The cranes are allowed in the horse pens but not up on the lawn, because they like to kill and eat baby chickens. Unfortunately they tend to stick their long beaks through the chicken wire and grab the chicks by their heads and pull. Unable to get the entire chick back through the wire, they end up with just the head - and Wildwood ends up with a lot of decapitated baby chicks all dead in their pen. Kind of grim to come home to. This, not surprisingly, is Seriously Not Okay with Wildwood, so the dogs have been encouraged to run around and bark madly any time the cranes fly low over the lawn. They - and the cranes - have an understanding about this: In the horse pens, the cranes are welcome. On the lawn, near the chickens, they are not. This works well for the Wildwood crew - and evidently for the cranes, because they come back year after year, stalking elegantly around the horse pen, picking up stray bits of grain, hopping up and down, wings a-flutter, in their social displays. Flying overhead in pairs, crying their strange, compelling, warbling song to each other.
While the crane flies, we debate whether or not they're graceful on the wing. I think they are; Rae thinks they're not. It turns out that what I see as a peculiar grace strikes Rae more as just peculiar - and perhaps she's right. But I can't help it: When I see them, I think of grace.
For a while we talk of writing. Rae is herself a published author, and has plans for some books after the spring chores are lined out a little further. I talk about a work of fiction my agent has suggested I write, a story I started at her behest and in part from curiosity, but one which has caught my attention now. (And, sorry to say, distracted me from the blog and my other book. This is temporary, I assure you. And besides, I have no idea if this story is any good. It's in the hands of my proof-readers as we speak. They are tasked with telling me if it's crap or not: Not much point in continuing, if it it is.)
After the Wildwood Writer's Conference concludes, Rae fixes me with a stern look.
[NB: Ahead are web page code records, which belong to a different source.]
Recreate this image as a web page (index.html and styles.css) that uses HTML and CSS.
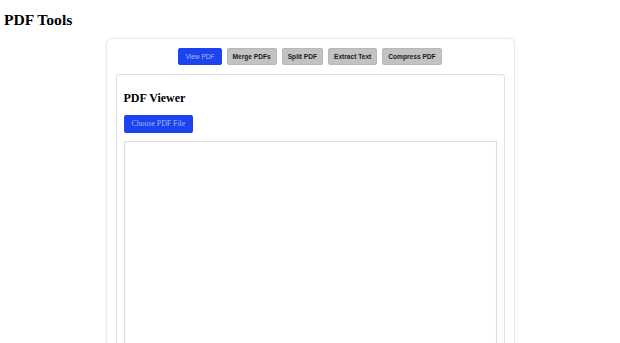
FILE: index.html
```html
<!DOCTYPE html>
<html lang="en">
<head>
<meta charset="utf-8">
<title>PDF Tools</title>
<link rel="stylesheet" href="styles.css">
</head>
<body>
<h1 class="title">PDF Tools</h1>
<div class="container">
  <div class="tabs">
    <button class="tab active">View PDF</button>
    <button class="tab">Merge PDFs</button>
    <button class="tab">Split PDF</button>
    <button class="tab">Extract Text</button>
    <button class="tab">Compress PDF</button>
  </div>
  <div class="panel">
    <h2 class="panel-title">PDF Viewer</h2>
    <button class="choose">Choose PDF File</button>
    <div class="viewer"></div>
  </div>
</div>
</body>
</html>
```
FILE: styles.css
```css
html, body {
  background: #fff;
}
body {
  margin: 0;
  padding: 0 4px;
  font-family: "Liberation Serif", "Times New Roman", serif;
  color: #000;
  overflow: hidden;
}
.title {
  font-size: 15.6px;
  line-height: 18px;
  margin: 11px 0 0;
  font-weight: bold;
}
.container {
  width: 389px;
  margin: 9px auto 0;
  padding: 9px 9px 0;
  border: 1px solid #e9e9ec;
  border-bottom: none;
  border-radius: 6px 6px 0 0;
  box-shadow: 0 0 3px rgba(0, 0, 0, 0.06);
  background: #fff;
}
.tabs {
  display: flex;
  justify-content: center;
  gap: 5px;
}
.tab {
  height: 17px;
  padding: 0 5px;
  border: 1px solid #b8b8b8;
  border-radius: 2px;
  background: #c2c2c2;
  color: #1a1a1a;
  font-family: "Liberation Sans", Arial, sans-serif;
  font-weight: bold;
  font-size: 6.6px;
  line-height: 15px;
  cursor: pointer;
}
.tab.active {
  background: #1c43f0;
  border-color: #1c43f0;
  color: #aab7f2;
  font-weight: normal;
  padding: 0 6px;
}
.panel {
  margin-top: 9px;
  padding: 16px 7px 0;
  border: 1px solid #dfe0e4;
  border-bottom: none;
  border-radius: 3px 3px 0 0;
  height: 280px;
}
.panel-title {
  font-size: 12px;
  line-height: 14px;
  margin: 0;
  font-weight: bold;
}
.choose {
  display: block;
  margin-top: 10px;
  height: 18px;
  padding: 0 8px;
  border: none;
  border-radius: 2px;
  background: #1c43f0;
  color: #a9b5ee;
  font-family: "Liberation Serif", "Times New Roman", serif;
  font-size: 7.8px;
  line-height: 18px;
}
.viewer {
  margin-top: 8px;
  height: 260px;
  border: 1px solid #dcdde2;
  box-shadow: inset 0 0 1px rgba(0, 0, 0, 0.05);
}
```
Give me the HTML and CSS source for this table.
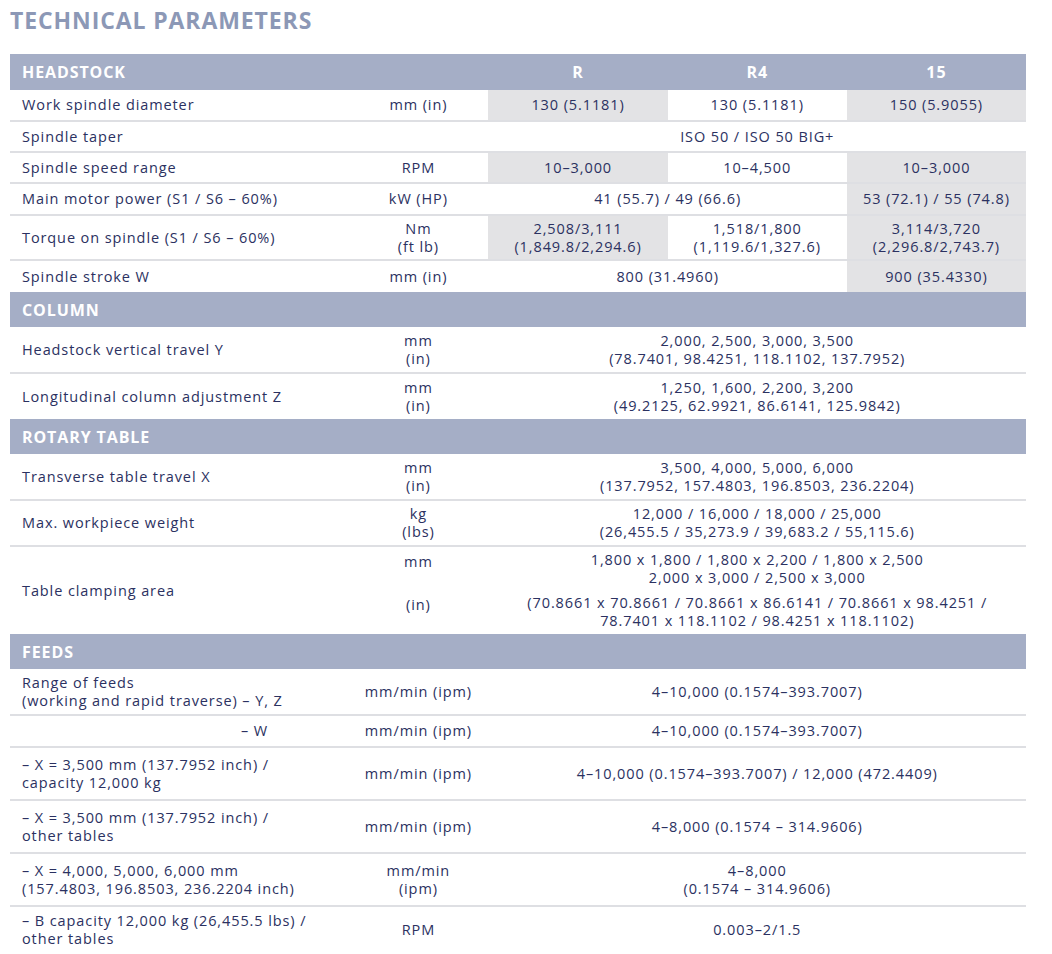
FILE: index.html
```html
<!DOCTYPE html>
<html lang="en">
<head>
<meta charset="utf-8">
<title>Technical Parameters</title>
<link rel="stylesheet" href="styles.css">
</head>
<body>
<h1 class="title">TECHNICAL PARAMETERS</h1>
<table class="spec">
  <colgroup>
    <col class="c-label"><col class="c-unit"><col class="c-v"><col class="c-v"><col class="c-v">
  </colgroup>
  <tr class="sec first">
    <th class="sec-name">HEADSTOCK</th><th></th><th class="model">R</th><th class="model">R4</th><th class="model">15</th>
  </tr>
  <tr class="h31">
    <td class="lbl">Work spindle diameter</td><td class="unit">mm (in)</td>
    <td class="val g">130 (5.1181)</td><td class="val">130 (5.1181)</td><td class="val g">150 (5.9055)</td>
  </tr>
  <tr class="h31">
    <td class="lbl">Spindle taper</td><td class="unit"></td>
    <td class="val" colspan="3">ISO 50 / ISO 50 BIG+</td>
  </tr>
  <tr class="h31">
    <td class="lbl">Spindle speed range</td><td class="unit">RPM</td>
    <td class="val g">10–3,000</td><td class="val">10–4,500</td><td class="val g">10–3,000</td>
  </tr>
  <tr class="h32">
    <td class="lbl">Main motor power (S1 / S6 – 60%)</td><td class="unit">kW (HP)</td>
    <td class="val" colspan="2">41 (55.7) / 49 (66.6)</td><td class="val g">53 (72.1) / 55 (74.8)</td>
  </tr>
  <tr class="h45">
    <td class="lbl">Torque on spindle (S1 / S6 – 60%)</td><td class="unit">Nm<br>(ft lb)</td>
    <td class="val g">2,508/3,111<br>(1,849.8/2,294.6)</td><td class="val">1,518/1,800<br>(1,119.6/1,327.6)</td><td class="val g">3,114/3,720<br>(2,296.8/2,743.7)</td>
  </tr>
  <tr class="h32 last">
    <td class="lbl">Spindle stroke W</td><td class="unit">mm (in)</td>
    <td class="val" colspan="2">800 (31.4960)</td><td class="val g">900 (35.4330)</td>
  </tr>

  <tr class="sec">
    <th class="sec-name" colspan="5">COLUMN</th>
  </tr>
  <tr class="h46">
    <td class="lbl">Headstock vertical travel Y</td><td class="unit">mm<br>(in)</td>
    <td class="val" colspan="3">2,000, 2,500, 3,000, 3,500<br>(78.7401, 98.4251, 118.1102, 137.7952)</td>
  </tr>
  <tr class="h46 last">
    <td class="lbl">Longitudinal column adjustment Z</td><td class="unit">mm<br>(in)</td>
    <td class="val" colspan="3">1,250, 1,600, 2,200, 3,200<br>(49.2125, 62.9921, 86.6141, 125.9842)</td>
  </tr>

  <tr class="sec">
    <th class="sec-name" colspan="5">ROTARY TABLE</th>
  </tr>
  <tr class="h46">
    <td class="lbl">Transverse table travel X</td><td class="unit">mm<br>(in)</td>
    <td class="val" colspan="3">3,500, 4,000, 5,000, 6,000<br>(137.7952, 157.4803, 196.8503, 236.2204)</td>
  </tr>
  <tr class="h46">
    <td class="lbl">Max. workpiece weight</td><td class="unit">kg<br>(lbs)</td>
    <td class="val" colspan="3">12,000 / 16,000 / 18,000 / 25,000<br>(26,455.5 / 35,273.9 / 39,683.2 / 55,115.6)</td>
  </tr>
  <tr class="h44 nob">
    <td class="lbl" rowspan="2">Table clamping area</td><td class="unit top">mm</td>
    <td class="val" colspan="3">1,800 x 1,800 / 1,800 x 2,200 / 1,800 x 2,500<br>2,000 x 3,000 / 2,500 x 3,000</td>
  </tr>
  <tr class="h44 last">
    <td class="unit top">(in)</td>
    <td class="val" colspan="3">(70.8661 x 70.8661 / 70.8661 x 86.6141 / 70.8661 x 98.4251 /<br>78.7401 x 118.1102 / 98.4251 x 118.1102)</td>
  </tr>

  <tr class="sec">
    <th class="sec-name" colspan="5">FEEDS</th>
  </tr>
  <tr class="h46">
    <td class="lbl">Range of feeds<br>(working and rapid traverse) – Y, Z</td><td class="unit">mm/min (ipm)</td>
    <td class="val" colspan="3">4–10,000 (0.1574–393.7007)</td>
  </tr>
  <tr class="h32">
    <td class="lbl"><span class="indent">– W</span></td><td class="unit">mm/min (ipm)</td>
    <td class="val" colspan="3">4–10,000 (0.1574–393.7007)</td>
  </tr>
  <tr class="h53">
    <td class="lbl">– X = 3,500 mm (137.7952 inch) /<br>capacity 12,000 kg</td><td class="unit">mm/min (ipm)</td>
    <td class="val" colspan="3">4–10,000 (0.1574–393.7007) / 12,000 (472.4409)</td>
  </tr>
  <tr class="h53">
    <td class="lbl">– X = 3,500 mm (137.7952 inch) /<br>other tables</td><td class="unit">mm/min (ipm)</td>
    <td class="val" colspan="3">4–8,000 (0.1574 – 314.9606)</td>
  </tr>
  <tr class="h53">
    <td class="lbl">– X = 4,000, 5,000, 6,000 mm<br>(157.4803, 196.8503, 236.2204 inch)</td><td class="unit">mm/min<br>(ipm)</td>
    <td class="val" colspan="3">4–8,000<br>(0.1574 – 314.9606)</td>
  </tr>
  <tr class="h46 end">
    <td class="lbl">– B capacity 12,000 kg (26,455.5 lbs) /<br>other tables</td><td class="unit">RPM</td>
    <td class="val" colspan="3">0.003–2/1.5</td>
  </tr>
</table>
</body>
</html>
```

FILE: styles.css
```css
html, body {
  margin: 0;
  padding: 0;
  background: #ffffff;
}

body {
  font-family: "Open Sans", "Liberation Sans", sans-serif;
  color: #2b3161;
  width: 1052px;
}

.title {
  margin: 0;
  padding: 5px 0 0 10px;
  height: 54px;
  box-sizing: border-box;
  font-size: 23px;
  line-height: 30px;
  font-weight: 700;
  color: #8c98b6;
  letter-spacing: 0.9px;
}

.spec {
  margin-left: 10px;
  width: 1016px;
  border-collapse: collapse;
  table-layout: fixed;
  font-size: 14.5px;
  letter-spacing: 0.9px;
}

.c-label { width: 338px; }
.c-unit { width: 140px; }
.c-v { width: 179px; }

.sec {
  height: 35px;
  background: #a5aec6;
}

.sec.first { height: 36px; }

.sec th {
  color: #ffffff;
  font-weight: 700;
  font-size: 16px;
  letter-spacing: 0.9px;
  padding: 0 12px;
  vertical-align: middle;
}

.sec-name { text-align: left; }
.sec .model { text-align: center; }

td {
  padding: 0 12px;
  line-height: 18px;
  vertical-align: middle;
  border-bottom: 2px solid #dedfe3;
}

.last td, .end td { border-bottom: none; }
.nob td { border-bottom: none; }

.lbl { text-align: left; }
.unit { text-align: center; padding: 0 4px; }
.val { text-align: center; padding: 0 4px; }
.g { background: #e3e3e5; }

.indent {
  display: block;
  padding-left: 219px;
}

.h31 { height: 31px; }
.h32 { height: 32px; }
.h44 { height: 44px; }
.h45 { height: 45px; }
.h46 { height: 46px; }
.h53 { height: 53px; }

.top { vertical-align: top; padding-top: 6px; }
```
"I'm pretty sure that you left here last time without milk and eggs," she scolds me.
"Oops, sorry," I say, grinning. "Have to send me back for retraining."
"I should say," Rae agrees, gathering up the empty coffee pot and her cup. I take the milk and my own mug. I swap them for a dozen eggs and about one and a half quarts of fresh goat milk. Hmm. I'm not quite sure how being offered coffee has morphed into me taking home fresh eggs and milk, but there you are. It's a strange alchemy, but not an unusual one at Wildwood. I plan to randomly seed their kitchen with empty Ball canning jars and see what happens. It's not quite spontaneous generation; more like some kind of transformative magic involving benevolent elves.
So now I'm reawakening my blogging muscles, giving them a little stretch. After all, I have to limber up a little before I'll be ready to regale you with some of my less dignified visits to Wildwood of late.
We can't all be as self-possessed as the Hay Dude.